Table 2 Detected Pfam domains correlated to common postsynthetic modifications.¶
Postsynthetic modification	Pfam ID	Description	Correlation
Glyco	PF00908.16	dTDP-4-dehydrorhamnose 3,5-epimerase	0.67
Glyco	PF01370.20	NAD dependent epimerase/dehydratase family	0.64
Glyco	PF03559.13	NDP-hexose 2,3-dehydratase	0.61
Glyco	PF00201.17	UDP-glucoronosyl and UDP-glucosyl transferase	0.59
Glyco	PF03033.19	Glycosyltransferase family 28 N-terminal domain	0.56
Glyco	PF01041.16	DegT/DnrJ/EryC1/StrS aminotransferase family	0.52
Glyco	PF08421.10	Putative zinc binding domain	0.47
Glyco	PF16363.4	GDP-mannose 4,6 dehydratase	0.44
Glyco	PF04101.15	Glycosyltransferase family 28 C-terminal domain	0.28
Glyco	PF01075.16	Glycosyltransferase family 9 (heptosyltransferase)	0.21
Glyco	PF00728.21	Glycosyl hydrolase family 20, catalytic domain	0.18
Glyco	PF02838.14	Glycosyl hydrolase family 20, domain 2	0.18
Glyco	PF01915.21	Glycosyl hydrolase family 3 C-terminal domain	0.13
Glyco	PF00933.20	Glycosyl hydrolase family 3 N terminal domain	0.13
Glyco	PF14885.5	Hypothetical glycosyl hydrolase family 15	0.1
Cl	PF04820.13	Tryptophan halogenase	0.66
Cl	PF00999.20	Sodium/hydrogen exchanger family	0.51
Sphingo	PF12680.6	SnoaL-like domain	0.61
Sphingo	PF00890.23	FAD binding domain	0.54
SS	PF07992.13	Pyridine nucleotide-disulphide oxidoreductase	0.46
NO2	PF01678.18	Diaminopimelate epimerase	0.67
6-Ring	PF16197.4	Ketoacyl-synthetase C-terminal extension	0.53
6-Ring	PF02801.21	Beta-ketoacyl synthase, C-terminal domain	0.52
6-Ring	PF08990.10	Erythronolide synthase docking	0.51
6-Ring	PF00743.18	Flavin-binding monooxygenase-like	0.46
6-Ring	PF13377.5	Periplasmic binding protein-like domain	0.23
6-Ring	PF13191.5	AAA ATPase domain	0.23
5-Ring	PF12680.6	SnoaL-like domain	0.56
5-Ring	PF00890.23	FAD binding domain	0.53
5-Ring	PF01551.21	Peptidase family M23	0.46
5-Ring	PF08990.10	Erythronolide synthase docking	0.45
5-Ring	PF00486.27	Transcriptional regulatory protein, C terminal	0.26
5-Ring	PF16197.4	Ketoacyl-synthetase C-terminal extension	0.26
5-Ring	PF00109.25	Beta-ketoacyl synthase, N-terminal domain	0.25

Based on the detected domains the postsynthetic modifications are predicted using regression models. The predicted numbers of postsynthetic modifications are shown together with the predicted scaffold as shown in Fig. 11.

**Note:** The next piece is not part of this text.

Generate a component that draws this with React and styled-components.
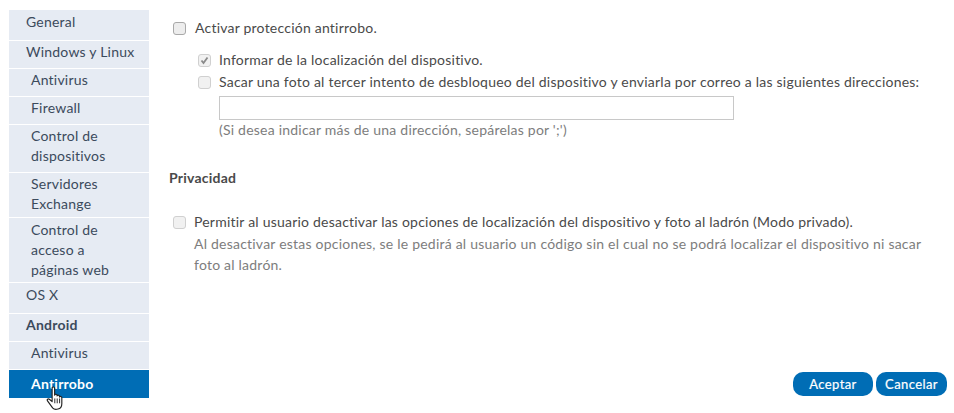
import React from 'react';
import styled, { createGlobalStyle } from 'styled-components';

const Global = createGlobalStyle`
  html, body {
    margin: 0;
    padding: 0;
    background: #fff;
    font-family: "Lato", "Liberation Sans", sans-serif;
    font-size: 14px;
    letter-spacing: 0.22px;
    color: #4a4a4a;
  }
`;

const Page = styled.div`
  width: 954px;
  height: 413px;
  display: flex;
  overflow: hidden;
  padding: 10px 0 0 9px;
  box-sizing: border-box;
`;

const Sidebar = styled.ul`
  list-style: none;
  margin: 0;
  padding: 0;
  width: 140px;
  flex: none;
  display: flex;
  flex-direction: column;
  gap: 1px;
`;

const NavItem = styled.li`
  background: ${p => (p.$active ? '#006db5' : '#e6ebf3')};
  color: ${p => (p.$active ? '#fff' : '#3b4a5c')};
  font-weight: ${p => (p.$active || p.$bold ? 700 : 400)};
  padding: ${p => p.$pt}px 8px ${p => p.$pb}px ${p => (p.$sub ? '22px' : '17px')};
  line-height: 20px;
  position: relative;
`;

const Cursor = styled.svg`
  position: absolute;
  left: 37px;
  top: 16px;
  width: 18px;
  height: 24px;
`;

const Content = styled.div`
  flex: 1;
  position: relative;
  padding: 8px 0 0 20px;
  display: flex;
  flex-direction: column;
`;

const Row = styled.label`
  display: flex;
  align-items: center;
  gap: ${p => p.$gap || 8}px;
  line-height: 20px;
  margin-left: ${p => (p.$indent ? '29px' : '4px')};
  margin-top: ${p => p.$mt || 0}px;
`;

const Check = styled.span`
  width: 13px;
  height: 13px;
  flex: none;
  box-sizing: border-box;
  border: 1px solid ${p => (p.$dim ? '#d0d0d0' : '#a9a9a9')};
  border-radius: 3px;
  background: ${p => (p.$dim ? '#f1f1f1' : '#ededed')};
  display: flex;
  align-items: center;
  justify-content: center;
`;

const Indented = styled.div`
  margin-left: ${p => p.$left}px;
  margin-top: ${p => p.$mt || 0}px;
`;

const Field = styled.input`
  display: block;
  width: 515px;
  height: 24px;
  box-sizing: border-box;
  border: 1px solid #c8c8c8;
  background: #fff;
  outline: none;
  margin-top: 4px;
`;

const Hint = styled.div`
  color: #7d7d7d;
  line-height: ${p => p.$lh || 20}px;
`;

const Heading = styled.h3`
  margin: 28px 0 0;
  font-size: 14px;
  font-weight: 700;
  line-height: 20px;
  color: #4a4a4a;
`;

const Actions = styled.div`
  position: absolute;
  right: 7px;
  bottom: 17px;
  display: flex;
  gap: 3px;
`;

const Button = styled.button`
  height: 24px;
  border: 0;
  border-radius: 10px;
  background: #006db5;
  color: #fff;
  font: 400 13px "Lato", "Liberation Sans", sans-serif;
  letter-spacing: 0.4px;
  -webkit-text-stroke: 0.2px #fff;
  padding: 0;
  width: ${p => p.$w}px;
`;

const items = [
  { label: 'General', pt: 2, pb: 8 },
  { label: 'Windows y Linux', pt: 1, pb: 6 },
  { label: 'Antivirus', sub: true, pt: 1, pb: 6 },
  { label: 'Firewall', sub: true, pt: 1, pb: 6 },
  { label: <>Control de<br />dispositivos</>, sub: true, pt: 1, pb: 6 },
  { label: <>Servidores<br />Exchange</>, sub: true, pt: 1, pb: 3 },
  { label: <>Control de<br />acceso a<br />páginas web</>, sub: true, pt: 2, pb: 2 },
  { label: 'OS X', pt: 2, pb: 8 },
  { label: 'Android', bold: true, pt: 1, pb: 6 },
  { label: 'Antivirus', sub: true, pt: 1, pb: 6 },
];

export default function App() {
  return (
    <>
      <Global />
      <Page>
        <Sidebar>
          {items.map((it, i) => (
            <NavItem key={i} $pt={it.pt} $pb={it.pb} $sub={it.sub} $bold={it.bold}>{it.label}</NavItem>
          ))}
          <NavItem $sub $active $pt={4} $pb={4}>
            Antirrobo
            <Cursor viewBox="0 0 18 25">
              <path d="M6 2.2c0-1.5 2.6-1.5 2.6 0v7.4c.3-1.4 2.6-1.3 2.6.2v.6c.3-1.2 2.5-1.1 2.5.4v.7c.4-1 2.4-.8 2.4.7v6.2c0 2.6-1.4 5-4 5.6-2 .5-4.4.2-5.6-1.2L1.2 15.5c-.9-1.2.6-2.7 1.900-1.700L6 16.2Z" fill="#fff" stroke="#222" strokeWidth="1.2" strokeLinejoin="round" />
              <path d="M8.800 13v5M11.300 13v5M13.800 13v5" stroke="#222" strokeWidth="1" fill="none" />
            </Cursor>
          </NavItem>
        </Sidebar>
        <Content>
          <Row $gap={9}>
            <Check />
            <span>Activar protección antirrobo.</span>
          </Row>
          <Row $indent $mt={12}>
            <Check $dim>
              <svg width="9" height="9" viewBox="0 0 9 9"><path d="M1.500 4.500 3.500 7 7.500 1.500" fill="none" stroke="#8a8a8a" strokeWidth="1.800" /></svg>
            </Check>
            <span>Informar de la localización del dispositivo.</span>
          </Row>
          <Row $indent $mt={2}>
            <Check $dim />
            <span>Sacar una foto al tercer intento de desbloqueo del dispositivo y enviarla por correo a las siguientes direcciones:</span>
          </Row>
          <Indented $left={50}>
            <Field />
            <Hint>(Si desea indicar más de una dirección, sepárelas por ';')</Hint>
          </Indented>
          <Heading>Privacidad</Heading>
          <Row $mt={24}>
            <Check $dim />
            <span>Permitir al usuario desactivar las opciones de localización del dispositivo y foto al ladrón (Modo privado).</span>
          </Row>
          <Indented $left={25} $mt={1}>
            <Hint $lh={21}>Al desactivar estas opciones, se le pedirá al usuario un código sin el cual no se podrá localizar el dispositivo ni sacar<br />foto al ladrón.</Hint>
          </Indented>
          <Actions>
            <Button $w={80}>Aceptar</Button>
            <Button $w={71}>Cancelar</Button>
          </Actions>
        </Content>
      </Page>
    </>
  );
}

Fig. 11 Example of an PK scaffold prediction with indicated halogen (Cl) postsynthetic modification.

Scaffold generation¶

The scaffolds are generated by joining of each building block of a gene cluster. If the modules of a cluster cannot be joined multiple blocks are generated (see Example Fig. 12). The database screening queries all blocks in the target molecules (see Example Fig. 13). The example is taken from BGC0000317. The multiple blocks scaffoled scoring algorithm is further described in Combined score ranking.

Fig. 12 Two blocks predicted for one cluster.

Fig. 13 Both blocks are screened in each of the target compounds.